I've kept that to myself for a long time. When we presented a status report last week, we went through it quickly and we didn't get into my recommendations because there was some acknowledgement of some of our issues. I thought ok at least we are getting somewhere. Today we had another meeting and my colleague spoke about how he found the source of the problem. He went into detail about his findings, and I let him finish, knowing full and well he wasn't telling the whole story. Right before we were about to segue into the next topic I mentioned that while my colleague's findings have some merit, they are not the sole cause of the issue. At that point I went into detail about what is happening and what is not happening, and I provided some hard evidence to back my claim up. The VP hosting the meeting (my boss) was super frustrated after seeing the evidence, and rightfully so! We all agreed that extra measures need to be taken to solve the problem.

You would think that after making a stand, clearing the air, and proving my point I would feel much better about the situation, right? Wrong. I walked away from that situation feeling that while I can have some level of respect for these colleagues in question, I cannot fully trust them. The whole situation makes me feel like shit tbh.

Think of it this way sir.
Your honesty revealed the truth in their lies.

You should be proud of yourself being the kind of man others know they can count on to say what needs to be said.
I'd say you came out of this thing with the respect of your coworkers while making a change that needed to be made.

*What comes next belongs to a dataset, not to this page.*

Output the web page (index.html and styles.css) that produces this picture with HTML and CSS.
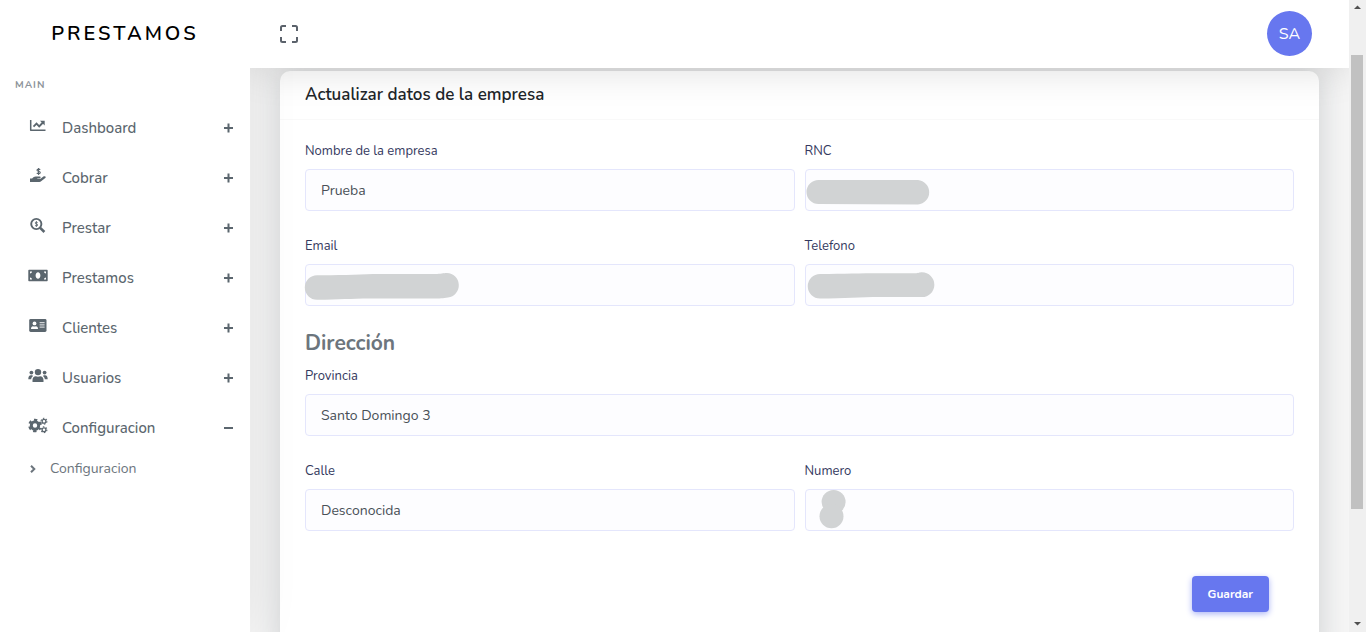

You're a good man in my book, much love brother.
 
No matter how people try to use words like family at work, people at work will slit your throat with no remorse if it means they get a bit more money or can be more lazy and get away with it.
 
I hope you are loaded dude. No position is worth sacrificing your integrity in any way
An old co-worker told me when he ran into another former co-worker unexpectedly somewhere, she looked scared shitless like she was expecting some payback. I'm guessing it's stressful when you do bad shit to people and hope you don't cross paths with them again.